Answer
a) $x= p+ t(q-p) = p+tq-tp = (1-t)p+tq$
b) Maped into a line of the length $(1-t)T(p) + tT(q)$ if $0\lt(t)\leq1$ . However if $t=0$ then it will be a point as, $(1-(0))T(p)+(0)T(q)=T(p)$. With $T(p)$ being the transformed particular solution it creates a point.
Work Step by Step
a) Going back to exercise #21 in section 1.5 we can see an illustration of the line M going through points p and q. Line M is parallel to line q-p and travels through point p. If we recall the topic of 1.5 (Solution Sets) we can see that this is similar to the particular solution and the associated homogenous solution. Where line M is the line translated by the particular solution p and line q-p is the associated homogenous solution going through the origin. This means the general solution for line M= p+ t(q-p). [particular solution] + [general solution of homogenous system]. It is then algebraically manipulated into the form $(1-t)p+tq$.

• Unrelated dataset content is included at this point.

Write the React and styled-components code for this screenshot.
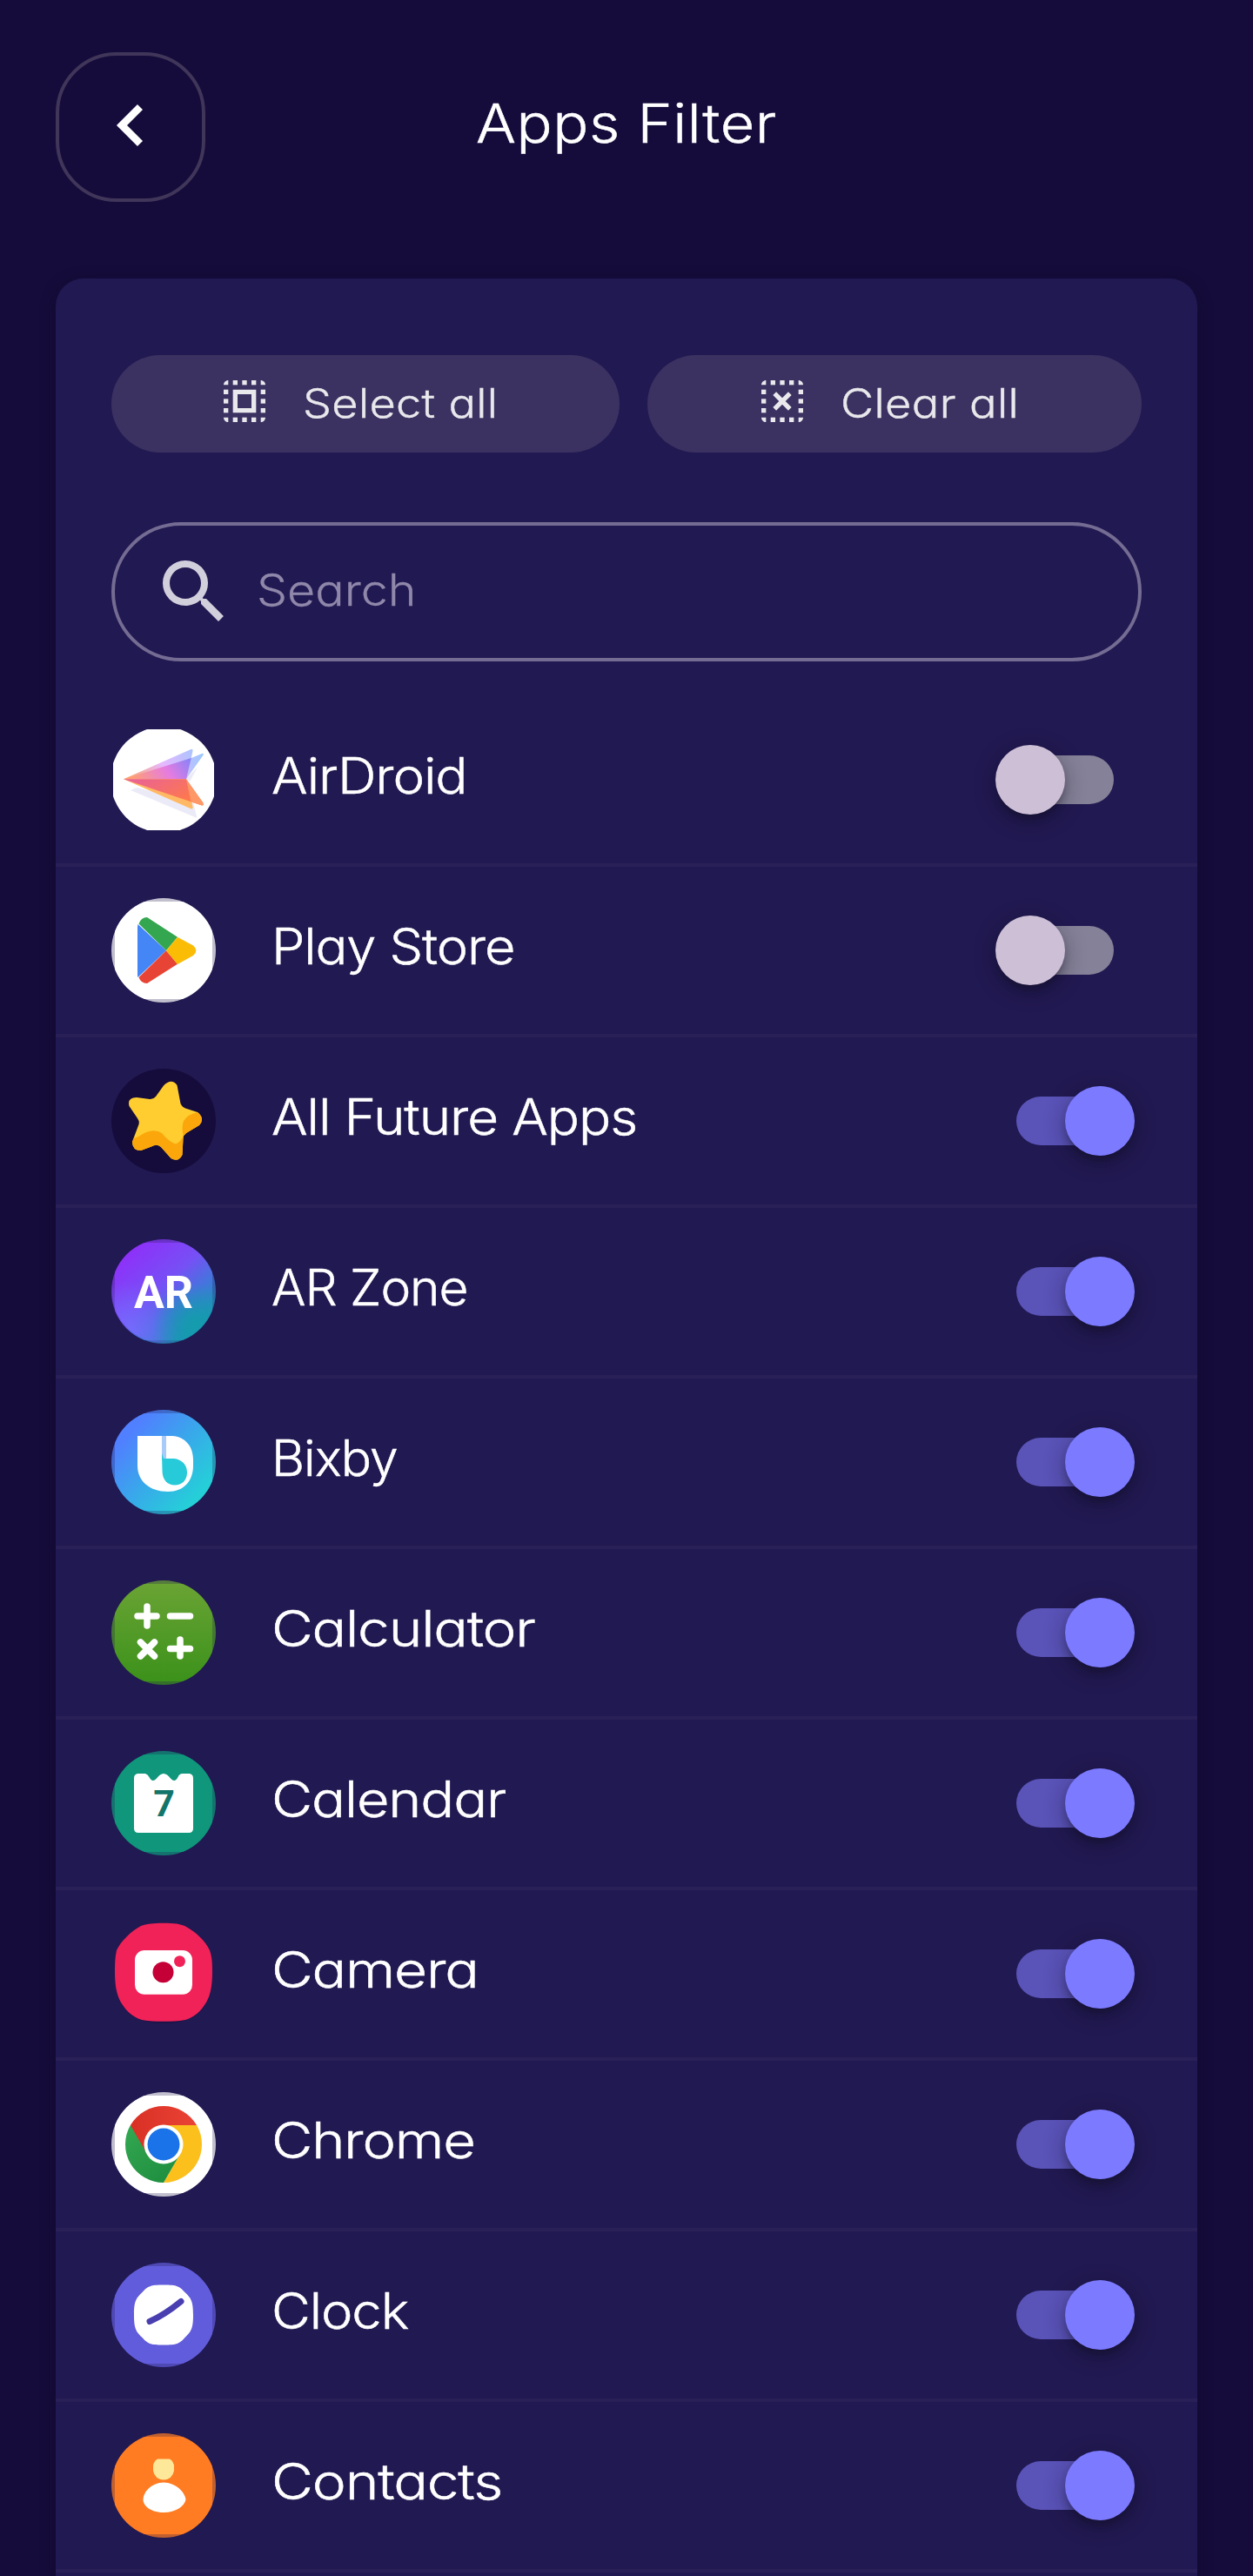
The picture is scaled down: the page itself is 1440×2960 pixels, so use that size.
import React, { useState } from "react";
import styled, { createGlobalStyle } from "styled-components";

const GlobalStyle = createGlobalStyle`
  *, *::before, *::after { box-sizing: border-box; }
  html, body { margin: 0; padding: 0; background: #150c3b; }
  body {
    font-family: Inter, "Open Sans", sans-serif;
    font-weight: 300;
    font-feature-settings: "cv11" 1, "kern" 1;
    color: #fff;
  }
  button, input { font: inherit; font-feature-settings: inherit; color: inherit; }
  svg { display: block; flex: none; }
`;

const Screen = styled.main`
  width: 1440px;
  height: 2960px;
  overflow: hidden;
  padding: 0 64px;
  background: #150c3b;
`;

const Header = styled.header`
  display: grid;
  grid-template-columns: 172px 1fr 172px;
  height: 320px;
  padding-top: 60px;
`;

const BackButton = styled.button`
  display: flex;
  align-items: center;
  justify-content: center;
  width: 172px;
  height: 172px;
  padding: 0 2px 4px 0;
  border: 4px solid #403659;
  border-radius: 70px;
  background: transparent;
`;

const Title = styled.h1`
  margin: 0;
  padding-bottom: 9px;
  height: 172px;
  line-height: 163px;
  text-align: center;
  font-size: 61.5px;
  font-weight: 300;
  letter-spacing: 0.5px;
  -webkit-text-stroke: 0.5px currentColor;
  transform: scaleX(1.11);
`;

const Panel = styled.section`
  height: 2680px;
  padding-top: 88px;
  border-radius: 32px 32px 0 0;
  background: #211951;
  box-shadow: 0 4px 16px rgba(16, 10, 40, 0.55);
`;

const Actions = styled.div`
  display: grid;
  grid-template-columns: 584px 568px;
  gap: 32px;
  padding: 0 64px;
`;

const PillButton = styled.button`
  display: flex;
  align-items: center;
  gap: 35px;
  height: 112px;
  padding: 0 0 0 ${(p) => p.$inset}px;
  border: 0;
  border-radius: 56px;
  background: #3b3261;
  color: #e9e8ec;
  font-size: 46px;
  font-weight: 300;
  letter-spacing: 0.3px;

  svg { margin-bottom: 7px; }
`;

const PillLabel = styled.span`
  padding-bottom: 2px;
  -webkit-text-stroke: 0.4px currentColor;
  transform: scaleX(${(p) => p.$stretch});
  transform-origin: left;
`;

const SearchBox = styled.label`
  display: flex;
  align-items: center;
  gap: 24px;
  height: 160px;
  margin: 80px 64px 40px;
  padding: 0 60px 0 43px;
  border: 4px solid #756c93;
  border-radius: 80px;
  color: #d2cfdc;
`;

const SearchInput = styled.input`
  width: 800px;
  height: 100px;
  padding: 0 0 5px;
  border: 0;
  outline: 0;
  background: transparent;
  font-size: 50px;
  letter-spacing: 0;
  transform: scaleX(1.11);
  transform-origin: left;

  &::placeholder {
    color: #9088aa;
    opacity: 1;
    -webkit-text-stroke: 0.3px #9088aa;
  }
`;

const List = styled.ul`
  margin: 0;
  padding: 0;
  list-style: none;
`;

const Row = styled.li`
  display: flex;
  align-items: center;
  height: 196px;
  padding: 0 96px 0 64px;
  border-bottom: 4px solid #292057;
`;

const AppName = styled.span`
  flex: 1;
  margin-left: 64px;
  padding-bottom: 8px;
  font-size: 57px;
  line-height: 80px;
  white-space: nowrap;
  letter-spacing: -1px;
  -webkit-text-stroke: 0.5px currentColor;
  transform: scaleX(${(p) => p.$stretch});
  transform-origin: left;
`;

const Track = styled.button`
  display: flex;
  align-items: center;
  justify-content: ${(p) => (p.$on ? "flex-end" : "flex-start")};
  width: 112px;
  height: 56px;
  padding: 0;
  border: 0;
  border-radius: 28px;
  background: ${(p) => (p.$on ? "#5a53b8" : "#858198")};
`;

const Thumb = styled.span`
  flex: none;
  width: 80px;
  height: 80px;
  margin: 0 -24px;
  border-radius: 50%;
  background: ${(p) => (p.$on ? "#7c7aff" : "#cdbfd6")};
  box-shadow: 0 8px 10px -4px rgba(16, 14, 30, 0.45), 0 6px 24px rgba(16, 14, 30, 0.4);
`;

const DOTS = [];
[3, 7, 11, 15, 19].forEach((x) =>
  [3, 7, 11, 15, 19].forEach((y) => {
    if (x === 3 || x === 19 || y === 3 || y === 19) DOTS.push([x, y]);
  })
);
const CORNERS = {
  "3,3": "M5 3v2H3c0-1.1.9-2 2-2z",
  "19,3": "M19 3v2h2c0-1.1-.9-2-2-2z",
  "3,19": "M3 19h2v2c-1.1 0-2-.9-2-2z",
  "19,19": "M19 19h2c0 1.1-.9 2-2 2z",
};

function SelectionIcon({ children }) {
  return (
    <svg width="64" height="64" viewBox="0 0 24 24" fill="currentColor">
      {DOTS.map(([x, y]) => (
        <path key={`${x}-${y}`} d={CORNERS[`${x},${y}`] || `M${x} ${y}h2v2h-2z`} />
      ))}
      {children}
    </svg>
  );
}

function Badge({ id, fill, defs, children }) {
  return (
    <svg width="120" height="120" viewBox="0 0 120 120">
      <defs>
        <clipPath id={`${id}-clip`}>
          <rect x="4" y="4" width="112" height="112" />
        </clipPath>
        {defs}
      </defs>
      <circle cx="60" cy="60" r="60" fill={fill} opacity="0.72" />
      <circle cx="60" cy="60" r="60" fill={fill} clipPath={`url(#${id}-clip)`} />
      {children}
    </svg>
  );
}

const AirDroidIcon = () => (
  <svg width="120" height="120" viewBox="0 0 120 120">
    <defs>
      <clipPath id="air-clip">
        <rect x="2" y="2" width="116" height="116" />
      </clipPath>
      <linearGradient id="air-back" x1="14" y1="59" x2="104" y2="26" gradientUnits="userSpaceOnUse">
        <stop offset="0" stopColor="#ffa35c" />
        <stop offset="0.5" stopColor="#e6b8ff" />
        <stop offset="1" stopColor="#9cc8ff" />
      </linearGradient>
      <linearGradient id="air-front" x1="30" y1="70" x2="90" y2="30" gradientUnits="userSpaceOnUse">
        <stop offset="0" stopColor="#ffa070" />
        <stop offset="0.55" stopColor="#e67ce0" />
        <stop offset="1" stopColor="#7f83fa" />
      </linearGradient>
      <linearGradient id="air-low" x1="0" y1="0" x2="1" y2="0.6">
        <stop offset="0" stopColor="#e8609c" />
        <stop offset="1" stopColor="#ff7a48" />
      </linearGradient>
    </defs>
    <circle cx="60" cy="60" r="61" fill="#fff" clipPath="url(#air-clip)" />
    <path d="M24 69 L86 95 L98.500 104 L94 86z M22 72 L98.500 104 L93 86 L30 69z M86 59 L99.500 45 L90 62z" fill="#ebeaf7" />
    <path d="M14 59.300 L92 24.700 Q94 24.500 93.500 27 L91.800 35 L104.500 29.700 Q107 29.700 105 32.500 L86 59.300z" fill="url(#air-back)" />
    <path d="M14 59.300 L91.800 35 L86 59.300z" fill="url(#air-front)" />
    <path d="M14 59.300 L92 93.500 Q94 93.500 93.500 91 L86 59.300z" fill="#ffb964" />
    <path d="M14 59.300 L104 89.500 Q107 89.500 105 86 L86 59.300z" fill="url(#air-low)" />
    <path d="M86 59.300 L91.500 85.300 L104 89.500 Q107 89.500 105 86z" fill="#ff9866" />
  </svg>
);

const PlayIcon = () => (
  <Badge id="play" fill="#fff">
    <path d="M30.500 30 L63 60.300 L30.500 91 Q30 90 30 88 V33z" fill="#4486f6" />
    <path d="M31.500 29.500 Q34 22 41 22 L76 44.700 L63 60.300z" fill="#34a650" />
    <path d="M31.500 91 Q34 98 41 98 L76 75.700 L63 60.300z" fill="#e84435" />
    <path d="M76 44.700 L94 54.500 Q101 60.300 94 66 L76 76 L63 60.300z" fill="#fbbc06" />
  </Badge>
);

const STAR =
  "M60 19.500 Q69 10.500 75.500 19 L79.500 40 Q81 44 85 45.500 L99 50 Q108 57 101 65 L86 74 Q83 76 82.500 80 L81.500 99 Q77 108 68.500 103 L57 90 Q52 86 46 89.500 L34 94 Q24 94 24 84 L31.500 64 Q32.500 60.500 30 57 L20.500 43 Q18 33 29 33 L44 35 Q48 35.500 51 32z";

const StarIcon = () => (
  <svg width="120" height="120" viewBox="0 0 120 120">
    <defs>
      <clipPath id="star-clip">
        <path d={STAR} />
      </clipPath>
    </defs>
    <circle cx="60" cy="60" r="60" fill="#150c3b" />
    <g clipPath="url(#star-clip)">
      <rect width="120" height="120" fill="#ffcd30" />
      <path d="M100 50 Q88 52 83 60 Q80 68 83 78 L112 70z" fill="#fba60b" />
      <path d="M18 81 Q28 81 36 75 Q49 68 58 74 Q66 84 74 86.500 Q80 84 83 76 L86 112 L16 110z" fill="#fba60b" />
    </g>
  </svg>
);

const ArIcon = () => (
  <Badge
    id="ar"
    fill="url(#ar-bg)"
    defs={
      <>
        <linearGradient id="ar-bg" x1="0.15" y1="0.1" x2="0.85" y2="0.9">
          <stop offset="0" stopColor="#8f2ff9" />
          <stop offset="0.45" stopColor="#7650f5" />
          <stop offset="0.7" stopColor="#4276dc" />
          <stop offset="1" stopColor="#129cac" />
        </linearGradient>
        <radialGradient id="ar-low" cx="0.15" cy="0.9" r="0.5">
          <stop offset="0" stopColor="#786cff" stopOpacity="0.9" />
          <stop offset="1" stopColor="#786cff" stopOpacity="0" />
        </radialGradient>
        <radialGradient id="ar-teal" cx="0.8" cy="0.82" r="0.4">
          <stop offset="0" stopColor="#149cad" />
          <stop offset="1" stopColor="#149cad" stopOpacity="0" />
        </radialGradient>
      </>
    }
  >
    <circle cx="60" cy="60" r="59" fill="url(#ar-low)" />
    <circle cx="60" cy="60" r="59" fill="url(#ar-teal)" />
    <text x="26" y="78.500" fill="#fff" fontFamily="Roboto, sans-serif" fontWeight="700" fontSize="51" textLength="68" lengthAdjust="spacingAndGlyphs">
      AR
    </text>
  </Badge>
);

const BixbyIcon = () => (
  <Badge
    id="bixby"
    fill="url(#bixby-bg)"
    defs={
      <linearGradient id="bixby-bg" x1="0.15" y1="0.25" x2="0.8" y2="0.85">
        <stop offset="0" stopColor="#5080ff" />
        <stop offset="0.5" stopColor="#38a9ea" />
        <stop offset="1" stopColor="#25cfd8" />
      </linearGradient>
    }
  >
    <path d="M30 30 H70 C85 31 94 42 94 58 V64 C94 82 83 94 65 94 C44 94 30 82 30 64z" fill="#fff" />
    <path d="M58 30h5v28h-5z" fill="#a9cbfa" />
    <path d="M60 56 H72 C81 57 87 63 87 72 C87 81 81 86.500 73 86.500 C64 86.500 58.500 80 58.500 70 L58 50z" fill="#27cad9" />
  </Badge>
);

const CalculatorIcon = () => (
  <Badge
    id="calc"
    fill="url(#calc-bg)"
    defs={
      <linearGradient id="calc-bg" x1="0" y1="0" x2="0" y2="1">
        <stop offset="0" stopColor="#6ba435" />
        <stop offset="1" stopColor="#3a911a" />
      </linearGradient>
    }
  >
    <g stroke="#fff" strokeWidth="7.500" strokeLinecap="round">
      <path d="M30 41h22M41 30v22M67.500 41h23M33.500 71l16 16M49.500 71l-16 16M67.500 78.500h23M79 68v19" />
    </g>
  </Badge>
);

const CalendarIcon = () => (
  <Badge id="cal" fill="#0f967b">
    <path d="M30 26 H39 Q42 27 43.500 30 Q47 37 51.500 32 Q56 26 60 26 Q64 26 68.500 32 Q73 37 76.500 30 Q78 26 82 26 H90 Q94 27 94 31 V89 Q94 94 89 94 H31 Q26 94 26 89 V31 Q26 27 30 26z" fill="#fff" />
    <text x="60.500" y="75" textAnchor="middle" fill="#137469" fontFamily="Roboto, sans-serif" fontWeight="700" fontSize="43">
      7
    </text>
  </Badge>
);

const CameraIcon = () => (
  <svg width="120" height="120" viewBox="0 0 120 120">
    <path d="M60 5 C98 5 116 23 116 61 C116 99 98 117 60 117 C22 117 4 99 4 61 C4 23 22 5 60 5z" fill="#150c3b" opacity="0.35" />
    <path d="M60 1.700 C72 1.700 80 2.500 86 6 C97 12 108 22 113 33 C116 42 116 49 116 58 C116 74 114 84 109 93 C103 103 95 110 85 113 C77 114.700 69 114.700 60 114.700 C51 114.700 43 114.700 35 113 C25 110 17 103 11 93 C6 84 4 74 4 58 C4 49 4 42 6 33 C11 22 23 11 34 5 C40 2.500 48 1.700 60 1.700z" fill="#f02257" />
    <rect x="27" y="33" width="66" height="50.700" rx="11" fill="#fff" />
    <circle cx="59.500" cy="58.300" r="12" fill="#c40037" />
    <circle cx="78.500" cy="45.700" r="6.500" fill="#f02257" />
  </svg>
);

const ChromeIcon = () => (
  <Badge
    id="chrome"
    fill="#fff"
    defs={
      <>
        <linearGradient id="chrome-red" x1="0" y1="0" x2="1" y2="0">
          <stop offset="0" stopColor="#d93025" />
          <stop offset="1" stopColor="#ea4335" />
        </linearGradient>
        <linearGradient id="chrome-green" x1="0" y1="0" x2="0.8" y2="1">
          <stop offset="0" stopColor="#34a853" />
          <stop offset="1" stopColor="#1e8e3e" />
        </linearGradient>
      </>
    }
  >
    <path d="M60 60 L98.100 38 A44 44 0 0 1 60 104 L79 71z M60 38 H98.100 L79 71z" fill="#fcc01c" />
    <path d="M60 60 L21.900 38 A44 44 0 0 0 60 104 L79.100 71z" fill="url(#chrome-green)" />
    <path d="M21.900 38 A44 44 0 0 1 98.100 38 H60 L41 71z" fill="url(#chrome-red)" />
    <circle cx="60" cy="60" r="22.500" fill="#fff" />
    <circle cx="60" cy="60" r="18.500" fill="#1a73e8" />
  </Badge>
);

const ClockIcon = () => (
  <Badge id="clock" fill="#615cdb">
    <path d="M60 25.500 C76 25.500 78 27 84.500 34 C92 41 94 45 94 60 C94 75 92 79 84.500 86 C78 93 76 94.500 60 94.500 C44 94.500 42 93 35.500 86 C28 79 26 75 26 60 C26 45 28 41 35.500 34 C42 27 44 25.500 60 25.500z" fill="#fff" />
    <path d="M44 67.500 Q61 60 80 44.500" fill="none" stroke="#4a3fb0" strokeWidth="7" strokeLinecap="round" />
  </Badge>
);

const ContactsIcon = () => (
  <Badge id="contacts" fill="#ff7c22">
    <path d="M53 29.500 H67 Q72 33 72 38 V43 Q70 53 60 53.500 Q50 53 48 43 V38 Q48 33 53 29.500z" fill="#fde89a" />
    <path d="M60 56.500 C74 57 84 67 85.500 76 C84 84 74 91 60 91 C46 91 36.500 84 36.500 76 C37 67 46 57 60 56.500z" fill="#fff" />
  </Badge>
);

const APPS = [
  { name: "AirDroid", Icon: AirDroidIcon, on: false, stretch: 1.085 },
  { name: "Play Store", Icon: PlayIcon, on: false, stretch: 1.074 },
  { name: "All Future Apps", Icon: StarIcon, on: true, stretch: 1.086 },
  { name: "AR Zone", Icon: ArIcon, on: true, stretch: 1.028 },
  { name: "Bixby", Icon: BixbyIcon, on: true, stretch: 1.029 },
  { name: "Calculator", Icon: CalculatorIcon, on: true, stretch: 1.151 },
  { name: "Calendar", Icon: CalendarIcon, on: true, stretch: 1.137 },
  { name: "Camera", Icon: CameraIcon, on: true, stretch: 1.151 },
  { name: "Chrome", Icon: ChromeIcon, on: true, stretch: 1.14 },
  { name: "Clock", Icon: ClockIcon, on: true, stretch: 1.079 },
  { name: "Contacts", Icon: ContactsIcon, on: true, stretch: 1.155 },
];

export default function App() {
  const [enabled, setEnabled] = useState(() => APPS.map((a) => a.on));
  const toggle = (i) => setEnabled((prev) => prev.map((v, j) => (j === i ? !v : v)));

  return (
    <>
      <GlobalStyle />
      <Screen>
        <Header>
          <BackButton aria-label="Back">
            <svg width="32" height="50" viewBox="0 0 32 50" fill="none" stroke="#fff" strokeWidth="8.500">
              <path d="M28 4 L7 25 L28 46" />
            </svg>
          </BackButton>
          <Title>Apps Filter</Title>
        </Header>
        <Panel>
          <Actions>
            <PillButton $inset={121} onClick={() => setEnabled(APPS.map(() => true))}>
              <SelectionIcon>
                <path fillRule="evenodd" d="M7 7h10v10H7z M9 9v6h6V9z" />
              </SelectionIcon>
              <PillLabel $stretch={1.135}>Select all</PillLabel>
            </PillButton>
            <PillButton $inset={123} onClick={() => setEnabled(APPS.map(() => false))}>
              <SelectionIcon>
                <path d="M8.700 8.700l6.600 6.600M15.300 8.700l-6.600 6.600" stroke="currentColor" strokeWidth="2" />
              </SelectionIcon>
              <PillLabel $stretch={1.14}>Clear all</PillLabel>
            </PillButton>
          </Actions>
          <SearchBox>
            <svg width="96" height="96" viewBox="0 0 24 24" fill="currentColor">
              <path d="M15.500 14h-.79l-.28-.27A6.471 6.471 0 0 0 16 9.500 6.500 6.500 0 1 0 9.500 16c1.610 0 3.090-.59 4.230-1.570l.27.28v.79l5 4.990L20.490 19l-4.990-5zm-6 0C7.010 14 5 11.990 5 9.500S7.010 5 9.500 5 14 7.010 14 9.500 11.990 14 9.500 14z" />
            </svg>
            <SearchInput placeholder="Search" />
          </SearchBox>
          <List>
            {APPS.map(({ name, Icon, stretch }, i) => (
              <Row key={name}>
                <Icon />
                <AppName $stretch={stretch}>{name}</AppName>
                <Track role="switch" aria-checked={enabled[i]} aria-label={name} $on={enabled[i]} onClick={() => toggle(i)}>
                  <Thumb $on={enabled[i]} />
                </Track>
              </Row>
            ))}
          </List>
        </Panel>
      </Screen>
    </>
  );
}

b) The range of values $0\leq(t)\leq1$ will impact the appearance of the transformation differently. If $0\lt(t)\leq1$ then it will remain a line of varying length depending on the value of t as the vector q will not be removed. If $t=0$ then it will form a point as vector q will be null and there will only be p remaining which is the particular solution of the line, thus only generating a point.